### [GIVEN INSTRUCTION]
Sort through the entries below and pull out lines containing the word "React".

### [INFORMATION PROVIDED]
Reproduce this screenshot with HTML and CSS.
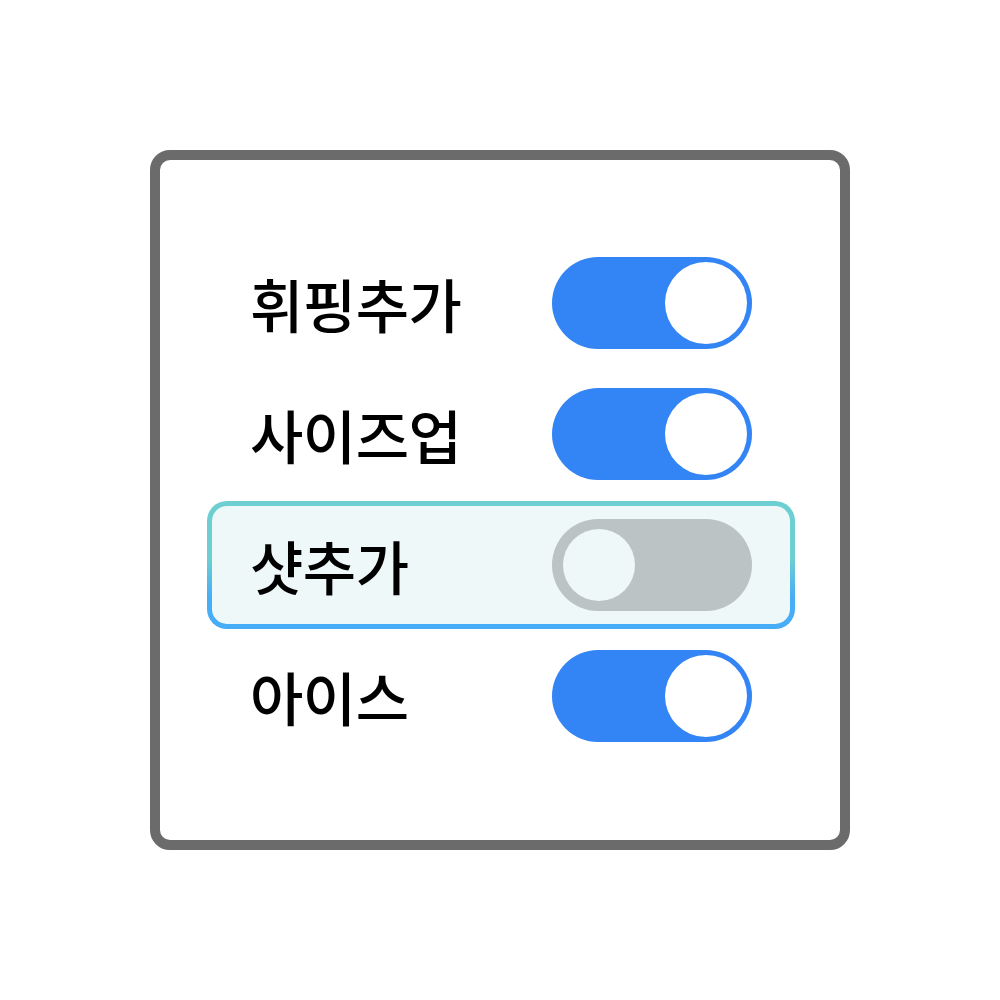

* * *

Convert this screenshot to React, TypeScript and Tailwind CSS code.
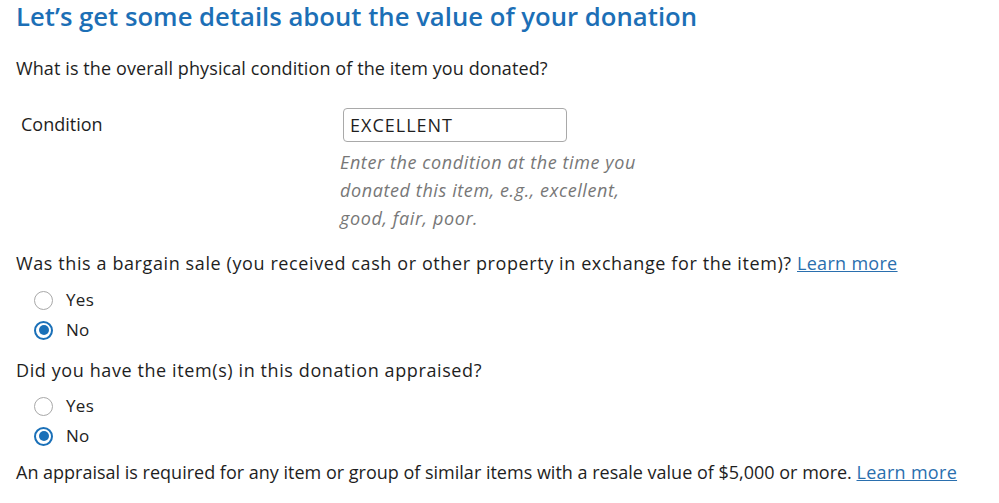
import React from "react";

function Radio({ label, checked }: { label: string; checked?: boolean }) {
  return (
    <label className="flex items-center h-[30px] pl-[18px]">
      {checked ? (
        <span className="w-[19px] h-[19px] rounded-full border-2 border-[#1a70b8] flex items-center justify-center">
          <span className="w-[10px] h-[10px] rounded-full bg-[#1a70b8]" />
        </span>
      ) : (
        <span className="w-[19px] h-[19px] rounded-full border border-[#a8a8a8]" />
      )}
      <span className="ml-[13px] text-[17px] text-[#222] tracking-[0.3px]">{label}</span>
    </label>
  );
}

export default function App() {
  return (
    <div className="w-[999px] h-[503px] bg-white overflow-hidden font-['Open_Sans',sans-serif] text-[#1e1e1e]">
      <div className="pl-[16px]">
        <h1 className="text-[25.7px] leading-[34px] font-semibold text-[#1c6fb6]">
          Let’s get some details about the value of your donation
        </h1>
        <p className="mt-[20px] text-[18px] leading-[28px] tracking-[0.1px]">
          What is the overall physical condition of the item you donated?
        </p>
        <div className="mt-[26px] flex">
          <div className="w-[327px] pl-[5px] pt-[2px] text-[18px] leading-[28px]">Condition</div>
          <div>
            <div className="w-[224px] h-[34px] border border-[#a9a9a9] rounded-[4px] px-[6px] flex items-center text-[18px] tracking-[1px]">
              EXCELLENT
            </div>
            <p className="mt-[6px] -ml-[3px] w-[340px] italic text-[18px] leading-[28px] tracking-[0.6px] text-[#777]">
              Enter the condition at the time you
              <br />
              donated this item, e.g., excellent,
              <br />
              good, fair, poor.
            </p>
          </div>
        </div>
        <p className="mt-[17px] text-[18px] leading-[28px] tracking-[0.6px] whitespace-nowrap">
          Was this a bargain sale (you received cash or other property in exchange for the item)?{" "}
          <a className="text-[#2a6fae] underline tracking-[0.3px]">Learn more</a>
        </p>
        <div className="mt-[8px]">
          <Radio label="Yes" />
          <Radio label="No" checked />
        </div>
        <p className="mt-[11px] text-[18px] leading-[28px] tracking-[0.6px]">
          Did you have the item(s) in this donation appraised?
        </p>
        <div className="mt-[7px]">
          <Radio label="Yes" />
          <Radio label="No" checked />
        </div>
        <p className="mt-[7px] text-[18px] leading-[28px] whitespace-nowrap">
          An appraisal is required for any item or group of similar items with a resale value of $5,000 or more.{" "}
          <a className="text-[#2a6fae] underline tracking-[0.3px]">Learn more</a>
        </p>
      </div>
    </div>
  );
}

### [TASK RESULT]
Convert this screenshot to React, TypeScript and Tailwind CSS code.
import React from "react";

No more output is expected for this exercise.